Набираясь опыта в своеобразной охоте за персонажами и сюжетами, создатель «Охотников» стал проницательным, метким, острым. Взгляните на «Охотников», «Чаепитие в Мытищах» — сколько житейской сути, истины, сколько точно подмеченных деталей! А ведь Перов, в детстве переболевший оспой, всю жизнь страдал ослабленным зрением — зато не подводило зрение внутреннее, духовное. И пусть упрекали его не в «тех» настроениях — кто ж из нас не без греха и слабостей? А правдолюбу и идеалисту Перову хотелось всюду видеть идеал: и в жизни вообще, и в ее духовной составляющей. На то он и одаренная личность.

Надо отметить, что к исходу жизни критический настрой Перова к Церкви заметно изменился, что видно по последним работам. В поисках сюжетов и типов Василий Григорьевич на какое-то время переселяется в Мытищи, к Троицкой дороге, ведущей в лавру. Наблюдая паломников, он многое создаст в красках, многое переосмыслит: «Добредут эти люди до монастыря, приложатся к потемневшим чудотворным иконам, наслушаются согласного церковного пения, надышатся сладковатым дымом ладана. Что дальше? Наша Церковь учит: терпите...» Терпел, превозмогая нужду, болезни, невзгоды, и автор этих слов охотник Перов, ставший ловцом человеческих типов и следопытом сюжетных историй...

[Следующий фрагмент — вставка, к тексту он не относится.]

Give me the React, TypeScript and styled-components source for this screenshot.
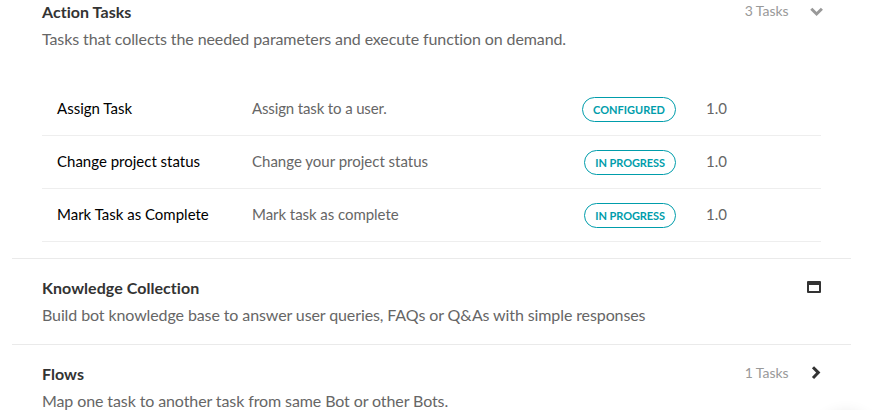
import React from "react";
import styled, { createGlobalStyle } from "styled-components";

const GlobalStyle = createGlobalStyle`
  * { box-sizing: border-box; }
  html, body { margin: 0; background: #fff; }
  body {
    font-family: Lato, sans-serif;
    font-variant-ligatures: none;
    overflow: hidden;
  }
`;

const Page = styled.main`
  position: relative;
  width: 893px;
  height: 410px;
  overflow: hidden;
  background: #fff;
`;

const SectionList = styled.div`
  width: 839px;
  margin: -18px 0 0 12px;
`;

const Section = styled.section`
  padding: 0 30px;
  border-top: 1px solid #eaeaea;
`;

const SectionHead = styled.header`
  display: flex;
  justify-content: space-between;
  height: 85px;
  padding-top: 18px;
`;

const Title = styled.h2`
  margin: 0;
  font-size: 16px;
  line-height: 22px;
  font-weight: 700;
  letter-spacing: 0.05px;
  color: #333;
`;

const Description = styled.p`
  margin: 5px 0 0;
  font-size: 16px;
  line-height: 22px;
  letter-spacing: -0.105px;
  color: #666;
  white-space: nowrap;
`;

const Aside = styled.div`
  display: flex;
  align-items: center;
  justify-content: flex-end;
  height: 20px;
`;

const Count = styled.span`
  margin-right: 12.5px;
  font-size: 14px;
  line-height: 20px;
  letter-spacing: -0.05px;
  color: #999;
`;

const Icon = styled.svg`
  display: block;
  width: 20px;
  height: 20px;
  overflow: visible;
`;

const TaskList = styled.ul`
  margin: 0;
  padding: 15px 0 16px;
  list-style: none;
`;

const TaskRow = styled.li`
  display: grid;
  grid-template-columns: 195px 300px 124px 1fr;
  align-items: center;
  height: 53px;
  padding: 0 0 2px 15px;
  border-bottom: 1px solid #eee;
  font-size: 15px;
  line-height: 20px;
  color: #666;
`;

const TaskName = styled.span`
  color: #000;
`;

const TaskDetail = styled.span<{ $tracking?: number }>`
  letter-spacing: ${(p) => p.$tracking ?? 0}px;
`;

const StatusCell = styled.div`
  display: flex;
  justify-content: flex-end;
`;

const Badge = styled.span<{ $tracking?: number }>`
  height: 25px;
  margin-top: 3px;
  padding: 0 10px;
  border: 1px solid #009dab;
  border-radius: 13px;
  font-size: 11px;
  line-height: 24px;
  font-weight: 700;
  letter-spacing: ${(p) => p.$tracking ?? 0}px;
  color: #009dab;
  white-space: nowrap;
`;

const Version = styled.span`
  padding-left: 30px;
`;

const FloatingShadow = styled.div`
  position: absolute;
  left: 818px;
  top: 414px;
  width: 56px;
  height: 56px;
  border-radius: 50%;
  box-shadow: 0 0 16px rgba(0, 0, 0, 0.12);
`;

type IconKind = "down" | "window" | "right";

function SectionIcon({ kind }: { kind: IconKind }) {
  return (
    <Icon viewBox="0 0 20 20" aria-hidden="true">
      {kind === "down" && (
        <path d="M10.3 7.8L15.6 13L20.9 7.8" fill="none" stroke="#999" strokeWidth="3" />
      )}
      {kind === "window" && (
        <path
          fillRule="evenodd"
          fill="#333"
          d="M7 4h12a1 1 0 0 1 1 1v10a1 1 0 0 1-1 1H7a1 1 0 0 1-1-1V5a1 1 0 0 1 1-1zM8 8v6h10V8z"
        />
      )}
      {kind === "right" && (
        <path d="M12 4.2L17.3 9.6L12 15" fill="none" stroke="#333" strokeWidth="3" />
      )}
    </Icon>
  );
}

interface Task {
  name: string;
  detail: string;
  detailTracking?: number;
  status: string;
  version: string;
}

interface SectionData {
  title: string;
  description: string;
  count?: string;
  icon: IconKind;
  tasks?: Task[];
}

const sections: SectionData[] = [
  {
    title: "Action Tasks",
    description: "Tasks that collects the needed parameters and execute function on demand.",
    count: "3 Tasks",
    icon: "down",
    tasks: [
      { name: "Assign Task", detail: "Assign task to a user.", detailTracking: -0.14, status: "CONFIGURED", version: "1.0" },
      { name: "Change project status", detail: "Change your project status", status: "IN PROGRESS", version: "1.0" },
      { name: "Mark Task as Complete", detail: "Mark task as complete", detailTracking: -0.05, status: "IN PROGRESS", version: "1.0" },
    ],
  },
  {
    title: "Knowledge Collection",
    description: "Build bot knowledge base to answer user queries, FAQs or Q&As with simple responses",
    icon: "window",
  },
  {
    title: "Flows",
    description: "Map one task to another task from same Bot or other Bots.",
    count: "1 Tasks",
    icon: "right",
  },
];

export default function App() {
  return (
    <Page>
      <GlobalStyle />
      <SectionList>
        {sections.map((s) => (
          <Section key={s.title}>
            <SectionHead>
              <div>
                <Title>{s.title}</Title>
                <Description>{s.description}</Description>
              </div>
              <Aside>
                {s.count && <Count>{s.count}</Count>}
                <SectionIcon kind={s.icon} />
              </Aside>
            </SectionHead>
            {s.tasks && (
              <TaskList>
                {s.tasks.map((t) => (
                  <TaskRow key={t.name}>
                    <TaskName>{t.name}</TaskName>
                    <TaskDetail $tracking={t.detailTracking}>{t.detail}</TaskDetail>
                    <StatusCell>
                      <Badge $tracking={t.status === "IN PROGRESS" ? -0.08 : 0}>{t.status}</Badge>
                    </StatusCell>
                    <Version>{t.version}</Version>
                  </TaskRow>
                ))}
              </TaskList>
            )}
          </Section>
        ))}
      </SectionList>
      <FloatingShadow />
    </Page>
  );
}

Эти поиски и подвели его к написанию восхитительных «Охотников». Познакомившись с известным в Москве врачом и большим любителем охоты Д.Кувшинниковым, жена которого устраивала творческие вечера с чаепитиями, куда захаживали Репин, Чехов, Левитан, Щепкина-Куперник, Ленский, Сумбатов-Южин, стал вхож в его гостеприимный дом и Перов. Вообще, тот дом был замечательным: поначалу он являлся родовым гнездом Тютчевых, впоследствии его продавших в казну под определения Мясницкой пожарной и полицейской части, познавшей, кстати, как арестанта В.Маяковского. Кувшинников же имел при части казенную квартиру, обстановку коей иронично описал в «Попрыгунье» Чехов. Как раз Кувшинникова Перов и изобразит в фигуре охотника-краснобая, что-то лихо заливающего двум слушателям. Правда, один внимает с явным недоверием, но другой — с восторженным удивлением. Кстати, и пару слушателей Перов нашел среди медиков — это врачи Бессонов и Нагорнов. Все словно живые, перовскому взгляду веришь безоговорочно.

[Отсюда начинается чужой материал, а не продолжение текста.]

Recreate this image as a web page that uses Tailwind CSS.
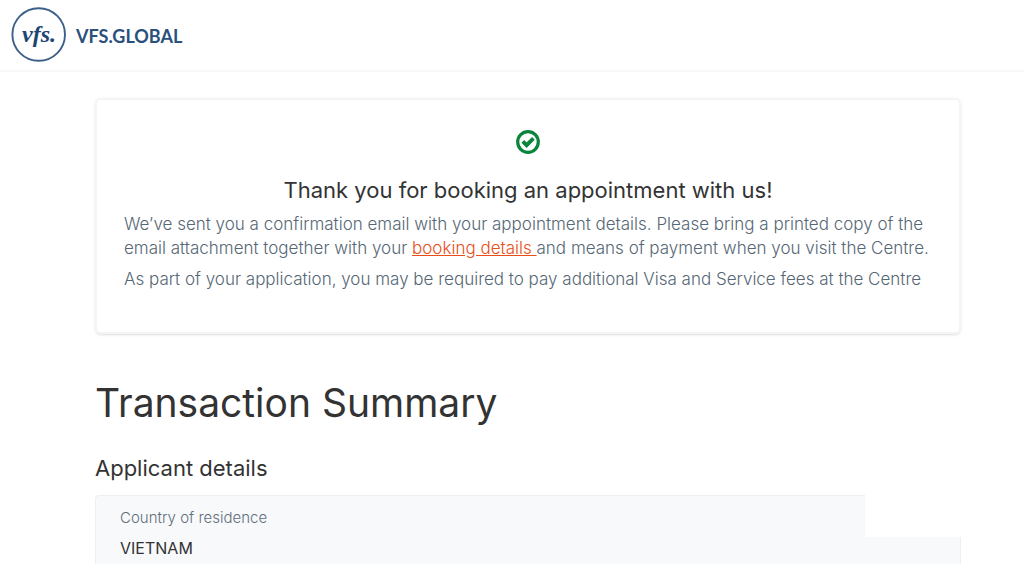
<!DOCTYPE html>
<html lang="en">
<head>
<meta charset="utf-8">
<meta name="viewport" content="width=device-width, initial-scale=1">
<title>Appointment confirmation - VFS.GLOBAL</title>
<script src="https://cdn.jsdelivr.net/npm/@tailwindcss/browser@4"></script>
</head>
<body class="flex min-h-screen flex-col bg-white font-[Inter,sans-serif] text-[#333333]">
<header class="flex items-center gap-2.5 border-b-2 border-[#f8f8f8] px-2.5 pt-1.5 pb-2">
  <svg class="size-14" viewBox="0 0 56 56" role="img" aria-label="vfs.">
    <circle cx="28.7" cy="28.5" r="26.3" fill="none" stroke="#3c6089" stroke-width="1.9"/>
    <text x="12" y="36" font-family="Liberation Serif, serif" font-style="italic" font-weight="700" font-size="24" fill="#1d4673">vfs.</text>
  </svg>
  <span class="pt-1 font-[Lato,sans-serif] text-lg font-bold text-[#2a507c]">VFS.GLOBAL</span>
</header>
<main class="flex flex-1 flex-col pt-[26px] pr-[63px] pl-[95px]">
  <section class="flex flex-col items-center rounded-md border-2 border-[#f3f4f6] px-[27px] pt-[30px] pb-[41px] shadow-sm">
    <svg class="size-6" viewBox="0 0 24 24" fill="none" stroke="#0b853b" aria-hidden="true">
      <circle cx="12" cy="12" r="10.3" stroke-width="3.2"/>
      <path d="M6.8 11.4l3.8 3.8 6.8-6.8" stroke-width="3.8"/>
    </svg>
    <h2 class="mt-5 text-[22px] leading-8">Thank you for booking an appointment with us!</h2>
    <div class="mt-1.5 w-full text-[17px] leading-6 font-light text-[#566775]">
      <p>We’ve sent you a confirmation email with your appointment details. Please bring a printed copy of the email attachment together with your <a href="#details" class="text-[#e84e18] underline">booking details </a>and means of payment when you visit the Centre.</p>
      <p class="mt-[7px]">As part of your application, you may be required to pay additional Visa and Service fees at the Centre</p>
    </div>
  </section>
  <h1 class="mt-11 text-[39px] leading-[50px]">Transaction Summary</h1>
  <h2 id="details" class="mt-6 text-[22px] leading-8">Applicant details</h2>
  <section class="relative mt-[11px] flex-1 rounded-t-sm border-x border-t border-[#eeeff1] bg-[#f8f9fb] px-6 pt-3">
    <div class="absolute -top-px -right-px h-[42px] w-24 bg-white"></div>
    <dl>
      <dt class="text-[15px] leading-5 font-light text-[#5f6f7c]">Country of residence</dt>
      <dd class="mt-2 text-base leading-6">VIETNAM</dd>
    </dl>
  </section>
</main>
</body>
</html>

Между прочим, увиденная работа весьма приглянулась Достоевскому, отметившему в «Дневнике писателя»: «Один горячо и зазнамо врет, другой слушает и изо всех сил верит, а третий ничему не верит — прилег тут же и смеется. Что за прелесть!»

Замечу: Перов стал одним из немногих, кому согласился позировать Достоевский. Портрет писателя Василий Григорьевич создал по заказу Третьякова, решившего пополнить свое собрание еще и портретной живописью. Впоследствии не единожды автор приобретенных Третьяковым «Охотников» откликался на просьбы великого собирателя и мецената. Они сошлись, подружились. Третьяков по смерти любимца воскликнет: «Очень близкий был для меня человек!». Ну а доброту почившего к бедным ученикам МУЖВЗ[1] подметит все третьяковское семейство. Потому-то в момент обострения у живописца чахотки сам Третьяков безвозмездно предоставит чете Перовых личную дачу — причем без огласки: «К чему публике знать, что Перов у нас на даче? Это дела интимные, и нет никакой надобности выносить их на площадь».

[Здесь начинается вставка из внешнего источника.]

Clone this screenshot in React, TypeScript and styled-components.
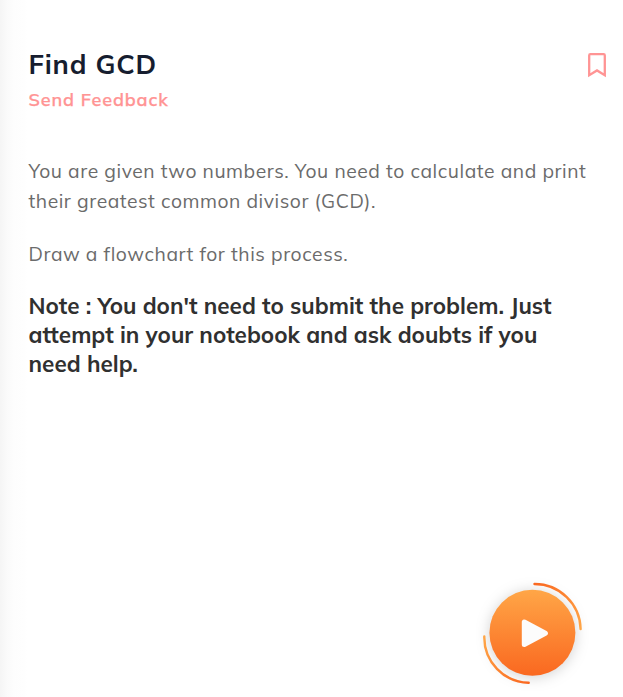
import React from "react";
import styled, { createGlobalStyle } from "styled-components";

const GlobalStyle = createGlobalStyle`
  * { box-sizing: border-box; }
  body { margin: 0; background: #fff; }
`;

const Page = styled.main`
  display: flex;
  flex-direction: column;
  width: 623px;
  height: 697px;
  padding: 47px 14px 0 28.5px;
  overflow: hidden;
  font-family: Muli, Mulish, Lato, "Open Sans", sans-serif;
  font-variant-ligatures: none;
  background: linear-gradient(90deg, #f5f5f5 0, #fafafa 7px, #fdfdfd 14px, #fefefe 24px, #fff 27px);
`;

const Header = styled.header`
  display: flex;
  justify-content: space-between;
  height: 109px;
`;

const Title = styled.h1`
  margin: 0;
  font-size: 27px;
  line-height: 34px;
  font-weight: 700;
  color: #161d2f;
`;

const Feedback = styled.a`
  display: block;
  margin-top: 7px;
  font-size: 18px;
  line-height: 24px;
  font-weight: 600;
  -webkit-text-stroke: 0.25px #ff9494;
  color: #ff9494;
`;

const BookmarkButton = styled.button`
  width: 22px;
  height: 26px;
  margin-top: 5px;
  padding: 0;
  border: 0;
  background: none;
  svg { display: block; }
`;

const Paragraph = styled.p`
  margin: 0 0 23px;
  font-size: 19.3px;
  line-height: 30px;
  color: #6b6b6b;
`;

const Note = styled.h2`
  margin: -1px 0 0;
  font-size: 22.5px;
  line-height: 29px;
  font-weight: 700;
  color: #303030;
`;

const Line = styled.span<{ $tracking: number }>`
  display: block;
  width: max-content;
  white-space: nowrap;
  letter-spacing: ${(p) => p.$tracking}px;
`;

const PlayButton = styled.button`
  width: 130px;
  height: 127px;
  margin: auto 9px 0 auto;
  padding: 0;
  border: 0;
  background: none;
  flex: none;
  svg { display: block; overflow: visible; }
`;

const Bookmark = () => (
  <svg width="22" height="26" viewBox="0 0 22 26" fill="none">
    <path d="M2.2 3.4Q2.2 2.2 3.4 2.2H16.6Q17.8 2.2 17.8 3.4V23.2L10 18.4L2.2 23.2Z" stroke="#ff9494" strokeWidth="2.3" />
  </svg>
);

const Play = () => (
  <svg width="130" height="127" viewBox="0 0 130 127" fill="none">
    <defs>
      <linearGradient id="disc" x1="0" y1="0" x2="0" y2="1">
        <stop stopColor="#ffa647" />
        <stop offset="1" stopColor="#fa6820" />
      </linearGradient>
      <linearGradient id="upper" x1="0" y1="0" x2="1" y2="1">
        <stop stopColor="#fa6820" />
        <stop offset="1" stopColor="#ffa647" />
      </linearGradient>
      <linearGradient id="lower" x1="0" y1="0" x2="1" y2="1">
        <stop stopColor="#ffa647" />
        <stop offset="1" stopColor="#fa6820" />
      </linearGradient>
      <filter id="shade" x="-50%" y="-50%" width="200%" height="200%" colorInterpolationFilters="sRGB">
        <feDropShadow dx="0" dy="1.5" stdDeviation="7" floodColor="#000" floodOpacity="0.18" />
      </filter>
    </defs>
    <circle cx="62.4" cy="62.8" r="43" fill="url(#disc)" filter="url(#shade)" />
    <path d="M64.5 14A46 46 0 0 1 110.6 59" stroke="url(#upper)" strokeWidth="2.4" strokeLinecap="round" />
    <path d="M14.3 66.5A45.5 45.5 0 0 0 58.7 112.8" stroke="url(#lower)" strokeWidth="2.4" strokeLinecap="round" />
    <path d="M54.3 52V74.6L75.4 63.3Z" fill="#fcfcfc" stroke="#fcfcfc" strokeWidth="5" strokeLinejoin="round" />
  </svg>
);

export default function App() {
  return (
    <>
      <GlobalStyle />
      <Page>
        <Header>
          <div>
            <Title><Line $tracking={0.8}>Find GCD</Line></Title>
            <Feedback><Line $tracking={0.9}>Send Feedback</Line></Feedback>
          </div>
          <BookmarkButton aria-label="Bookmark"><Bookmark /></BookmarkButton>
        </Header>
        <Paragraph>
          <Line $tracking={0.56}>You are given two numbers. You need to calculate and print</Line>
          <Line $tracking={0.56}>their greatest common divisor (GCD).</Line>
        </Paragraph>
        <Paragraph>
          <Line $tracking={0.56}>Draw a flowchart for this process.</Line>
        </Paragraph>
        <Note>
          <Line $tracking={0.01}>Note : You don't need to submit the problem. Just</Line>
          <Line $tracking={0.01}>attempt in your notebook and ask doubts if you</Line>
          <Line $tracking={0.01}>need help.</Line>
        </Note>
        <PlayButton aria-label="Play"><Play /></PlayButton>
      </Page>
    </>
  );
}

Увы, великодушие коллекционера спасти Перова не смогло. Его, уже умиравшего, переправили в Кузьминки, и там, в скромной больнице, он завершил земные дни. За день до кончины Перов смиренно пишет Третьякову: «Вся надежда только на Бога...» Поохотившись на сюжеты, жанры, типажи, познав человека, он словно по-новому открыл для себя и Бога, помягчел, примирился. Ну а христианской любви нашему охотнику и так было не занимать. Простирал он ее на семью, друзей, питомцев. И на зрителей — ведь, глядя на «Охотников на привале», невозможно и представить автора этой замечательной теплой картины озлобленным и лишенным доброты, надежды и веры.

 

[1] Московское училище живописи, ваяния и зодчества.